The length of Earth's day has increased from about 7 hours to its current 24 hour value over the last 4.5 billion years. However, geological records indicate that for about a billion years during the Precambrian era, the deceleration of Earth's rotation stopped at a day length of about 21 hours, before resuming about 650 Myr ago.
To understand how this phenomenon of an unchanging day length began and ended, we developed a mathematical model describing how the competing torques of the thermally-driven atmospheric tide and the gravitationally-driven lunar tide affected the evolution of the Earth's day length. During the Precambrian era, Earth’s decelerating rotation would have passed a 21 hour period that would have been resonant with the semidiurnal atmospheric thermal tide. Near this point, the atmospheric torque would have been maximized, being comparable in magnitude but opposite in direction to the lunar torque, halting Earth’s rotational deceleration, maintaining a constant day length.

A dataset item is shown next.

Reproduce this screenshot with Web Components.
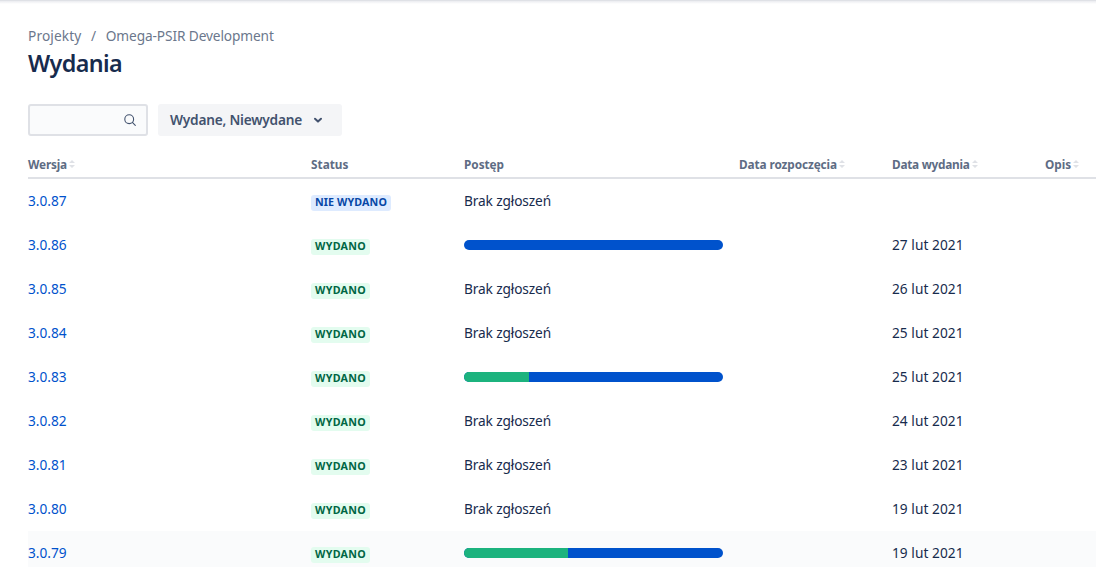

We developed a computational model to determine necessary conditions for formation and breakage of this resonant effect. Our simulations showed the resonance to be resilient to atmospheric thermal noise but suggested that a sudden large atmospheric temperature increase similar in magnitude and duration to the deglaciation period following a snowball Earth event near the end of the Precambrian would break the resonance, allowing the length of day to resume increasing to its current value. Using the known durations and magnitudes of snowball events throughout geological history, our model generated a simulated day length evolution that closely resembles existing paleorotational data, tentatively identifying the Sturtian glaciation as the event which broke the resonant effect. We published our findings in Geophysical Research Letters (arXiv mirror) in 2016.